TASK PROMPT:
Count every line in the following entries where the word "screenshot" appears. Give the count alone.

□ □ □ □ □

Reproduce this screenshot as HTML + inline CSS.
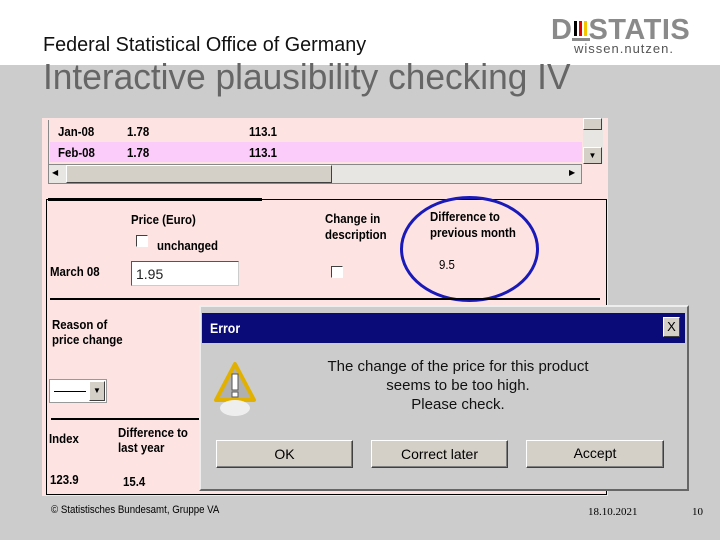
<!DOCTYPE html>
<html><head><meta charset="utf-8"><style>
*{margin:0;padding:0;box-sizing:border-box}
body{width:720px;height:540px;position:relative;overflow:hidden;background:#cccccc;font-family:"Liberation Sans",sans-serif}
.a{position:absolute}
.t{font-family:"Liberation Sans",sans-serif;font-size:13px;color:#000;position:absolute;transform:scaleX(.88);transform-origin:left top;white-space:nowrap}
.b{font-weight:bold}
.btn{position:absolute;background:#d4d0c8;border:1px solid;border-color:#fff #404040 #404040 #fff;box-shadow:inset -1px -1px #808080;font-size:14px;text-align:center;line-height:26px;color:#000}
.cb{position:absolute;width:12px;height:12px;background:#fff;border:1px solid;border-color:#404040 #fff #fff #404040}
</style></head><body>
<div class="a" style="left:0;top:0;width:720px;height:65px;background:#fff"></div>
<div class="a" style="left:43px;top:34px;font-size:20px;color:#111;transform:scaleX(.99);transform-origin:left;white-space:nowrap">Federal Statistical Office of Germany</div>
<div class="a" style="left:551px;top:14px;font-size:29px;font-weight:bold;color:#8a8a8a;letter-spacing:0.5px">D<span style="display:inline-block;width:16px"></span>STATIS</div>
<div class="a" style="left:574px;top:21px;width:3px;height:15px;background:#000"></div>
<div class="a" style="left:579px;top:21px;width:3px;height:15px;background:#d00"></div>
<div class="a" style="left:584px;top:21px;width:3px;height:15px;background:#f5c400"></div>
<div class="a" style="left:572px;top:38px;width:18px;height:3px;background:#8a8a8a"></div>
<div class="a" style="left:574px;top:41px;font-size:13px;color:#555;letter-spacing:1px">wissen.nutzen.</div>
<div class="a" style="left:43px;top:56px;font-size:36px;color:#666;transform:scaleX(.98);transform-origin:left;white-space:nowrap">Interactive plausibility checking IV</div>

<div class="a" style="left:42px;top:118px;width:566px;height:378px;background:#fde4e2"></div>
<div class="a" style="left:48px;top:120px;width:534px;height:44px;border-left:1px solid #888"></div>
<div class="a" style="left:50px;top:142px;width:532px;height:20px;background:#fbccfa"></div>
<div class="t b" style="left:58px;top:124px">Jan-08</div><div class="t b" style="left:127px;top:124px">1.78</div><div class="t b" style="left:249px;top:124px">113.1</div>
<div class="t b" style="left:58px;top:145px">Feb-08</div><div class="t b" style="left:127px;top:145px">1.78</div><div class="t b" style="left:249px;top:145px">113.1</div>
<div class="a" style="left:48px;top:164px;width:534px;height:20px;background:#e8e6e2;border:1px solid #888"></div>
<div class="a" style="left:66px;top:165px;width:266px;height:18px;background:#d4d0c8;border:1px solid;border-color:#fff #404040 #404040 #fff"></div>
<div class="a" style="left:52px;top:168px;font-size:8px">◀</div>
<div class="a" style="left:569px;top:168px;font-size:8px">▶</div>
<div class="a" style="left:583px;top:118px;width:20px;height:46px;background:#e8e6e2"></div>
<div class="a" style="left:583px;top:118px;width:19px;height:12px;background:#d4d0c8;border:1px solid;border-color:#fff #404040 #404040 #fff"></div>
<div class="a" style="left:583px;top:147px;width:19px;height:17px;background:#d4d0c8;border:1px solid;border-color:#fff #404040 #404040 #fff;font-size:8px;text-align:center;line-height:15px">▼</div>

<div class="a" style="left:46px;top:199px;width:561px;height:296px;border:1px solid #000"></div>
<div class="a" style="left:48px;top:198px;width:214px;height:3px;background:#000"></div>
<div class="t b" style="left:131px;top:212px">Price (Euro)</div>
<div class="cb" style="left:136px;top:235px"></div>
<div class="t b" style="left:157px;top:238px">unchanged</div>
<div class="t b" style="left:50px;top:264px">March 08</div>
<div class="a" style="left:131px;top:261px;width:108px;height:25px;background:#fff;border:1px solid;border-color:#555 #ccc #ccc #555;font-size:14px;padding:4px 4px;color:#222">1.95</div>
<div class="t b" style="left:325px;top:211px">Change in</div>
<div class="t b" style="left:325px;top:227px">description</div>
<div class="cb" style="left:331px;top:266px"></div>
<div class="t b" style="left:430px;top:209px">Difference to</div>
<div class="t b" style="left:430px;top:225px">previous month</div>
<div class="t" style="left:439px;top:257px">9.5</div>
<div class="a" style="left:400px;top:196px;width:139px;height:106px;border:3px solid #1a1ab8;border-radius:50%"></div>
<div class="a" style="left:50px;top:298px;width:550px;height:2px;background:#000"></div>
<div class="t b" style="left:52px;top:317px">Reason of</div>
<div class="t b" style="left:52px;top:332px">price change</div>
<div class="a" style="left:49px;top:379px;width:58px;height:24px;background:#fff;border:1px solid #999"></div>
<div class="a" style="left:54px;top:391px;width:32px;height:1px;background:#000"></div>
<div class="a" style="left:89px;top:381px;width:16px;height:20px;background:#d4d0c8;border:1px solid;border-color:#fff #404040 #404040 #fff;font-size:8px;text-align:center;line-height:18px">▼</div>
<div class="a" style="left:51px;top:418px;width:148px;height:2px;background:#000"></div>
<div class="t b" style="left:49px;top:431px">Index</div>
<div class="t b" style="left:118px;top:425px">Difference to</div>
<div class="t b" style="left:118px;top:440px">last year</div>
<div class="t b" style="left:50px;top:472px">123.9</div>
<div class="t b" style="left:123px;top:474px">15.4</div>

<div class="a" style="left:199px;top:305px;width:490px;height:186px;background:#cccccc;border:2px solid;border-color:#eee #666 #666 #eee"></div>
<div class="a" style="left:202px;top:313px;width:483px;height:30px;background:#0a0a78"></div>
<div class="t b" style="left:210px;top:320px;color:#fff;font-size:14px">Error</div>
<div class="a" style="left:663px;top:317px;width:17px;height:20px;background:#d4d0c8;border:1px solid;border-color:#fff #404040 #404040 #fff;font-size:13px;text-align:center;line-height:18px">X</div>
<svg class="a" style="left:212px;top:360px" width="46" height="60" viewBox="0 0 46 60"><path d="M23 4 L42 40 L4 40 Z" fill="#b0b0b0" stroke="#e2b100" stroke-width="4" stroke-linejoin="round"/><rect x="20" y="14" width="6" height="16" fill="#fff" stroke="#555"/><rect x="20" y="32" width="6" height="5" fill="#fff" stroke="#555"/><ellipse cx="23" cy="48" rx="15" ry="8" fill="#eee"/></svg>
<div class="a" style="left:258px;top:357px;width:400px;text-align:center;font-size:15px;line-height:19px;color:#111">The change of the price for this product<br>seems to be too high.<br>Please check.</div>
<div class="btn" style="left:216px;top:440px;width:137px;height:28px">OK</div>
<div class="btn" style="left:371px;top:440px;width:137px;height:28px">Correct later</div>
<div class="btn" style="left:526px;top:440px;width:138px;height:28px;line-height:24px">Accept</div>

<div class="t" style="left:51px;top:504px;font-size:11px">© Statistisches Bundesamt, Gruppe VA</div>
<div class="a" style="left:588px;top:506px;font-size:11px;font-family:'Liberation Serif',serif">18.10.2021</div>
<div class="a" style="left:692px;top:506px;font-size:11px;font-family:'Liberation Serif',serif">10</div>
</body></html>
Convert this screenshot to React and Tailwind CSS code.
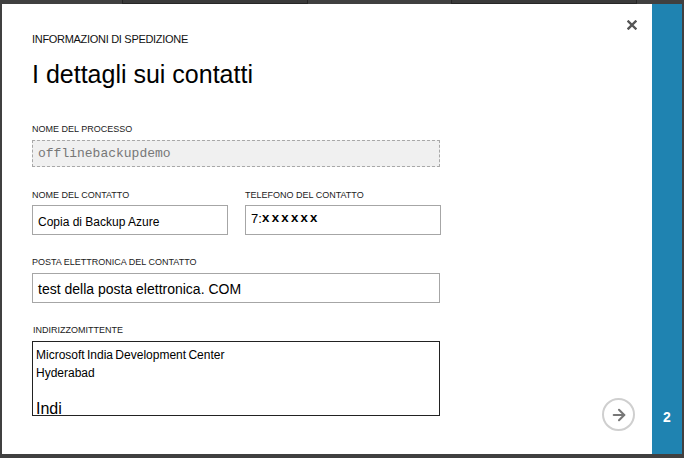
import { ArrowRight } from 'lucide-react';

const SANS = "font-['Liberation_Sans',Arial,sans-serif]";
const MONO = "font-['Liberation_Mono','Courier_New',monospace]";

function Label({ children, className = '' }) {
  return (
    <div className={`text-[9px] leading-[9px] text-[#222] uppercase whitespace-nowrap ${className}`}>
      {children}
    </div>
  );
}

function TopStrip() {
  return (
    <div className="h-[4px] flex">
      <div className="w-[122px]" />
      <div className="w-[186px] h-[4px] bg-[#3a3a3a] border-x border-b border-[#262626]" />
      <div className="w-[143px]" />
      <div className="w-[186px] h-[4px] bg-[#3a3a3a] border-x border-b border-[#262626]" />
    </div>
  );
}

function CloseIcon() {
  return (
    <svg width="10" height="10" viewBox="0 0 10 10">
      <path d="M1.5 1.5 L8.5 8.5 M8.5 1.5 L1.5 8.5" stroke="#555" strokeWidth="2.4" strokeLinecap="square" />
    </svg>
  );
}

export default function App() {
  return (
    <div className={`w-[684px] h-[458px] bg-[#404040] flex flex-col ${SANS}`}>
      <TopStrip />
      <div className="flex h-[450px] pl-[2px]">
        {/* dialog */}
        <div className="w-[650px] bg-white flex">
          <div className="w-[440px] pl-[30px] pt-[30px] flex flex-col">
            <div className="text-[11px] leading-[11px] text-[#111] tracking-[-0.3px]">INFORMAZIONI DI SPEDIZIONE</div>
            <h1 className="mt-[17px] text-[25px] leading-[25px] text-black">I dettagli sui contatti</h1>

            <Label className="mt-[38px]">Nome del processo</Label>
            <div className={`mt-[6px] h-[27px] w-[408px] bg-[#f0f0f0] border border-dashed border-[#a8a8a8] flex items-center pl-[5px] pt-[1px] text-[13px] text-[#777] ${MONO}`}>
              offlinebackupdemo
            </div>

            <div className="mt-[24px] flex gap-[17px]">
              <div className="w-[196px] flex flex-col">
                <Label>Nome del contatto</Label>
                <div className="mt-[5px] h-[30px] border border-[#a6a6a6] flex items-center pl-[5px] pt-[3px] text-[12px] text-black">
                  Copia di Backup Azure
                </div>
              </div>
              <div className="w-[196px] flex flex-col">
                <Label>Telefono del contatto</Label>
                <div className="mt-[5px] h-[30px] border border-[#a6a6a6] flex items-center pl-[5px] pb-[2px] text-black">
                  <span className="text-[13px]">7:</span>
                  <span className={`text-[13px] tracking-[1.8px] font-bold ${MONO}`}>xxxxxx</span>
                </div>
              </div>
            </div>

            <Label className="mt-[23px]">Posta elettronica del contatto</Label>
            <div className="mt-[6px] h-[30px] w-[408px] border border-[#a6a6a6] flex items-center pl-[5px] pt-[3px] text-[14px] text-black">
              test della posta elettronica. COM
            </div>

            <Label className="mt-[23px] pl-[1px]">Indirizzomittente</Label>
            <div className="mt-[6px] h-[75px] w-[408px] border border-[#222] overflow-hidden pl-[3px] pt-[4px] text-black">
              <div className="text-[12px] leading-[18px] [word-spacing:-1px]">Microsoft India Development Center</div>
              <div className="text-[12px] leading-[18px]">Hyderabad</div>
              <div className="h-[19px]" />
              <div className="text-[16px] leading-[16px]">Indi</div>
            </div>
          </div>

          <div className="flex-1 flex flex-col items-end justify-between pt-[16px] pb-[23px]">
            <button className="mr-[15px] w-[10px] h-[10px] flex items-center justify-center">
              <CloseIcon />
            </button>
            <button className="mr-[17px] w-[33px] h-[33px] rounded-full border-2 border-[#cfcfcf] flex items-center justify-center">
              <ArrowRight size={18} strokeWidth={2.8} color="#777" />
            </button>
          </div>
        </div>

        {/* step bar */}
        <div className="w-[30px] bg-[#1f83b1] flex flex-col justify-end items-center pb-[30px]">
          <span className="text-[14px] leading-[14px] font-bold text-white">2</span>
        </div>
        <div className="w-[2px]" />
      </div>
      <div className="h-[4px]" />
    </div>
  );
}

□ □ □ □ □

EXPECTED ANSWER:
2